WHAT THE TASK REQUIRES =>
Pick out every line that holds the string "components" and copy it.

AVAILABLE DATA =>
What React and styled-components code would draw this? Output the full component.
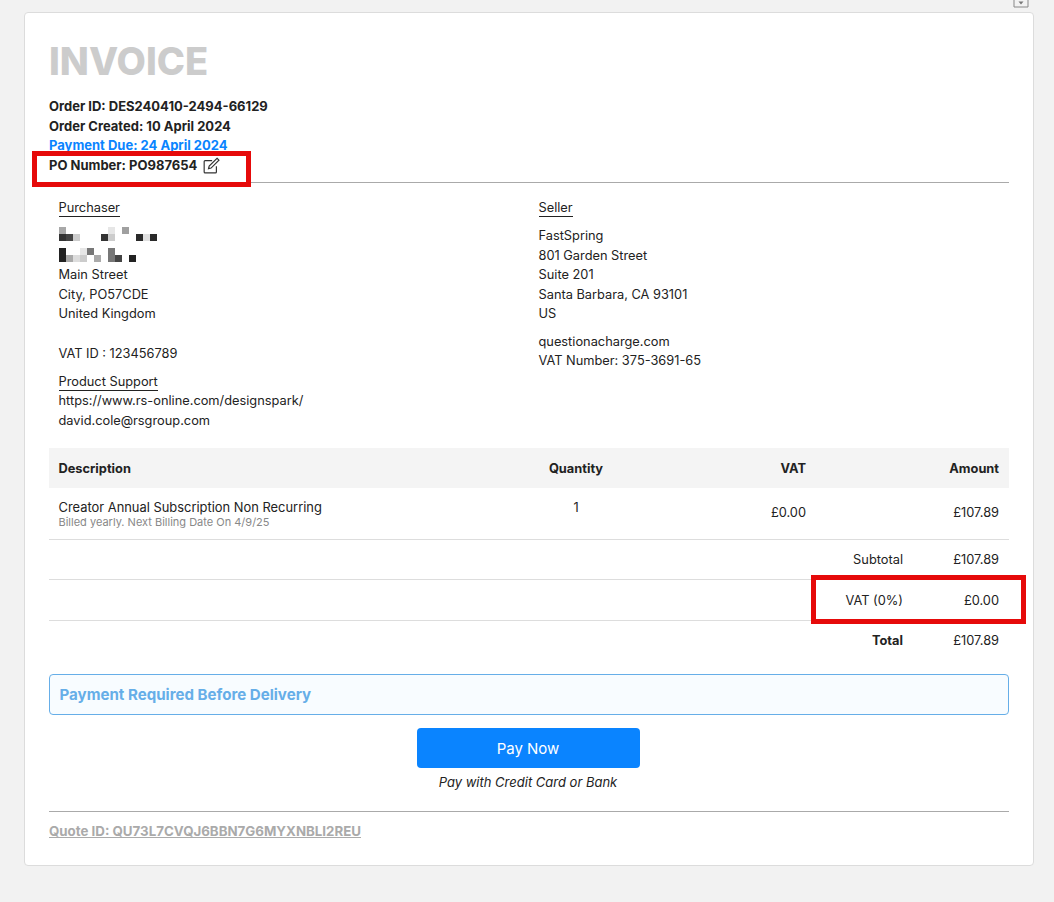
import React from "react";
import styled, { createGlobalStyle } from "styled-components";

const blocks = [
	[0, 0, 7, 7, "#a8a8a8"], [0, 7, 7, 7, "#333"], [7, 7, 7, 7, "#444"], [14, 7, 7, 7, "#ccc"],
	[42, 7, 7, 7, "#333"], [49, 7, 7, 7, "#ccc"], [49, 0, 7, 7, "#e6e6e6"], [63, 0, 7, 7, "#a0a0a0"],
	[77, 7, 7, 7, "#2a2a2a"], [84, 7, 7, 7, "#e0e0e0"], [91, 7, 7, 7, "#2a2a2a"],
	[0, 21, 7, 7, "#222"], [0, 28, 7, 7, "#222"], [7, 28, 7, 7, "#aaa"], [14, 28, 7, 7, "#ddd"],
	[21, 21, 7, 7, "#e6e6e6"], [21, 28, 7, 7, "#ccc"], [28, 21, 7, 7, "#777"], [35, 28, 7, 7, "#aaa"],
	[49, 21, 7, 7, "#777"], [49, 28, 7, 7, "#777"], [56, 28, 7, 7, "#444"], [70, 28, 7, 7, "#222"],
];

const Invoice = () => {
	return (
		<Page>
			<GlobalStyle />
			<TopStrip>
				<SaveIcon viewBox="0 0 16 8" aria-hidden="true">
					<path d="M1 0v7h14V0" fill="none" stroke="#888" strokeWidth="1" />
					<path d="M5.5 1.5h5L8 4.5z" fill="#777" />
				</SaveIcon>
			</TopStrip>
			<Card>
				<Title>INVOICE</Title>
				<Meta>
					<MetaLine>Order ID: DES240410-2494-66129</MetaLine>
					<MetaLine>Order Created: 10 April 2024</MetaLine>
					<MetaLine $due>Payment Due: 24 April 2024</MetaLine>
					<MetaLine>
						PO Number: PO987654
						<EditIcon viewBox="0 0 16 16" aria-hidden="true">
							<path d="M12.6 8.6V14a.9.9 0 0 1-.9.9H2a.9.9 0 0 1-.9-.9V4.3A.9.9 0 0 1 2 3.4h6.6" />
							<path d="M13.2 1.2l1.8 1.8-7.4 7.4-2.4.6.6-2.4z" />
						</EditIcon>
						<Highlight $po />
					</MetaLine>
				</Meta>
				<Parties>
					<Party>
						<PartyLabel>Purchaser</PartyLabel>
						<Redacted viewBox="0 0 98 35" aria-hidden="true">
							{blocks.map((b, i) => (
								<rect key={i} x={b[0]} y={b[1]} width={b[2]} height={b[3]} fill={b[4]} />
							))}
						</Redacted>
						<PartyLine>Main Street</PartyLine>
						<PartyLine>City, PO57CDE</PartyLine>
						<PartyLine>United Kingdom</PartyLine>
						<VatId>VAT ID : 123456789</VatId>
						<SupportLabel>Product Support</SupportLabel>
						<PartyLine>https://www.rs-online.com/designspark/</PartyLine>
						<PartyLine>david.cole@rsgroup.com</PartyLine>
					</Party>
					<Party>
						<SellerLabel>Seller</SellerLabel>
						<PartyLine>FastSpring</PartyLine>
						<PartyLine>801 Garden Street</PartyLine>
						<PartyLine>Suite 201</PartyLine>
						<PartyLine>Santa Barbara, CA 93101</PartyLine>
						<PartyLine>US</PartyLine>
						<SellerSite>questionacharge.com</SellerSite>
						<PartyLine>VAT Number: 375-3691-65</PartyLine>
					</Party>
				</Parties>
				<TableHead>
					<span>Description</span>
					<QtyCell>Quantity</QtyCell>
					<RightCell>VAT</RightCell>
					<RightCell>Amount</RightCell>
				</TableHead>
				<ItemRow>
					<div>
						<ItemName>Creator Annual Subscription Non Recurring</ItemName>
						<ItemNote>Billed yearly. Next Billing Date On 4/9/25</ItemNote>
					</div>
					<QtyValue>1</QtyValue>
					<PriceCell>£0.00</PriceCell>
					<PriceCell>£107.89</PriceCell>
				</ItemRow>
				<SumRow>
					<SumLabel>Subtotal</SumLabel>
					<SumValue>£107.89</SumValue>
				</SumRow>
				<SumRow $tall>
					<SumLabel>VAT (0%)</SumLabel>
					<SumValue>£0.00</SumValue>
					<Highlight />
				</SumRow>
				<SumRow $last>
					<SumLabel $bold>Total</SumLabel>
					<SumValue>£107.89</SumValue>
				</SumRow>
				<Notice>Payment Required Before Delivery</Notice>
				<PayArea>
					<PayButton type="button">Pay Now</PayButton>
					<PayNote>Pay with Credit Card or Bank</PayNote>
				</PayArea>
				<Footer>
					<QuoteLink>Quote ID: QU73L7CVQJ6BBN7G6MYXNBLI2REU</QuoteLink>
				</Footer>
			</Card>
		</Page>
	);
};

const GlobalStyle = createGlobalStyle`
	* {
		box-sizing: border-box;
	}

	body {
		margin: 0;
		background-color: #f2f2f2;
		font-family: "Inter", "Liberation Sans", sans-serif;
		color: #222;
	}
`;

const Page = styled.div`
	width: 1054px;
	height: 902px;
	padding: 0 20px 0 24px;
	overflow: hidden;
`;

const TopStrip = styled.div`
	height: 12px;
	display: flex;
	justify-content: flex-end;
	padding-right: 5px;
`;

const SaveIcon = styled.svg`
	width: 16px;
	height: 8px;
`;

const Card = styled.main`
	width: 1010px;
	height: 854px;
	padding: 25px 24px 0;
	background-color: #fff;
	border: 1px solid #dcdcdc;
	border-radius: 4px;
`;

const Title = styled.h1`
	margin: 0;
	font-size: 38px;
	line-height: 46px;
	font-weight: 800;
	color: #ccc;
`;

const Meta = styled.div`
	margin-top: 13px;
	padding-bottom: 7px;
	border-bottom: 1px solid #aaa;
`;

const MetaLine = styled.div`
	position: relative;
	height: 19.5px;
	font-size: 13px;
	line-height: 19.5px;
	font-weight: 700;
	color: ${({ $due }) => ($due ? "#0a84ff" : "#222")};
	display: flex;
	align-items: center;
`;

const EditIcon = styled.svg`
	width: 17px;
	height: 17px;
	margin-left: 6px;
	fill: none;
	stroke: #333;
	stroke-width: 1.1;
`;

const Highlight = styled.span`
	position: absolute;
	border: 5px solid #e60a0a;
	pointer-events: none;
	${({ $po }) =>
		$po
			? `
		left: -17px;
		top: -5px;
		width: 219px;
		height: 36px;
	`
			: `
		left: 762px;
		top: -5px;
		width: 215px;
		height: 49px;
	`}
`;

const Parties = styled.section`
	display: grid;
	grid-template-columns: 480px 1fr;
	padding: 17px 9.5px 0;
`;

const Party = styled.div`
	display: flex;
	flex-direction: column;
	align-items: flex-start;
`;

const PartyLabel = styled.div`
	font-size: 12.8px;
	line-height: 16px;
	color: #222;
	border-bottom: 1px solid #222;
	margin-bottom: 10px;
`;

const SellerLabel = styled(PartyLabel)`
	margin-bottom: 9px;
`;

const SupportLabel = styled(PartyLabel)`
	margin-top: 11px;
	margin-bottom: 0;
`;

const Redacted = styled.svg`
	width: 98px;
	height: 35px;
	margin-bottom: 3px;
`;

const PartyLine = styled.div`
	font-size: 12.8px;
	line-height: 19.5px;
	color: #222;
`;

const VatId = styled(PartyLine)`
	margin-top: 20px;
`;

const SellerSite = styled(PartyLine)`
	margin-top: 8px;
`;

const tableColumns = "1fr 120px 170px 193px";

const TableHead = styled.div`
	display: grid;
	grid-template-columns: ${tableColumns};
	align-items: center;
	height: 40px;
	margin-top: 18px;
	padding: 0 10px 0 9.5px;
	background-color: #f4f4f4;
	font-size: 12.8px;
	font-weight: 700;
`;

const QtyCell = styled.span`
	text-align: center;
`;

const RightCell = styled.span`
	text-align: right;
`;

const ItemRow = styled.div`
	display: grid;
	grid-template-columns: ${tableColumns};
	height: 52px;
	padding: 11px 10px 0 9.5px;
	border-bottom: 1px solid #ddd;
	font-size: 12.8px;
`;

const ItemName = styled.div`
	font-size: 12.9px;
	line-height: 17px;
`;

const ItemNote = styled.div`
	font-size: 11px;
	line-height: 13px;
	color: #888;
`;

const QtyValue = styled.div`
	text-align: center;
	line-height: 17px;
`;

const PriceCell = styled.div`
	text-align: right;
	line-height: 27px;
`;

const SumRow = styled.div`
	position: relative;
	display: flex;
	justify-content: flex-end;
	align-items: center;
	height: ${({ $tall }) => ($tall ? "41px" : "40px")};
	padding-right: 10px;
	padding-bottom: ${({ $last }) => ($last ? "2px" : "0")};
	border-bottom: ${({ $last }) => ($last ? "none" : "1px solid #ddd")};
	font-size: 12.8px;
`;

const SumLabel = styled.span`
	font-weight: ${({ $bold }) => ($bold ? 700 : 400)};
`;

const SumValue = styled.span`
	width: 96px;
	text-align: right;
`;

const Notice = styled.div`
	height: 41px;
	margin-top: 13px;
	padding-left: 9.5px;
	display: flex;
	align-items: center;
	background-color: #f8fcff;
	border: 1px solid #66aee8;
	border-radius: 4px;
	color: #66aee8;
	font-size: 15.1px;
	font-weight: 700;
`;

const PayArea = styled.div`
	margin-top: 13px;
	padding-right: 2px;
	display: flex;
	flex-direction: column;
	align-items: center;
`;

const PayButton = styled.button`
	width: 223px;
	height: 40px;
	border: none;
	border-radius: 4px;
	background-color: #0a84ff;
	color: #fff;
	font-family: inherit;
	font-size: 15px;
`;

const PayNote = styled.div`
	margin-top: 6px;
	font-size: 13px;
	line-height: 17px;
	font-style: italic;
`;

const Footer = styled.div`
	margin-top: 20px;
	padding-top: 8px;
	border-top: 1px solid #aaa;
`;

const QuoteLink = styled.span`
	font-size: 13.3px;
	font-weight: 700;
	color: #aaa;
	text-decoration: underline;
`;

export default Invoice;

CORRECT OUTPUT =>
What React and styled-components code would draw this? Output the full component.
import styled, { createGlobalStyle } from "styled-components";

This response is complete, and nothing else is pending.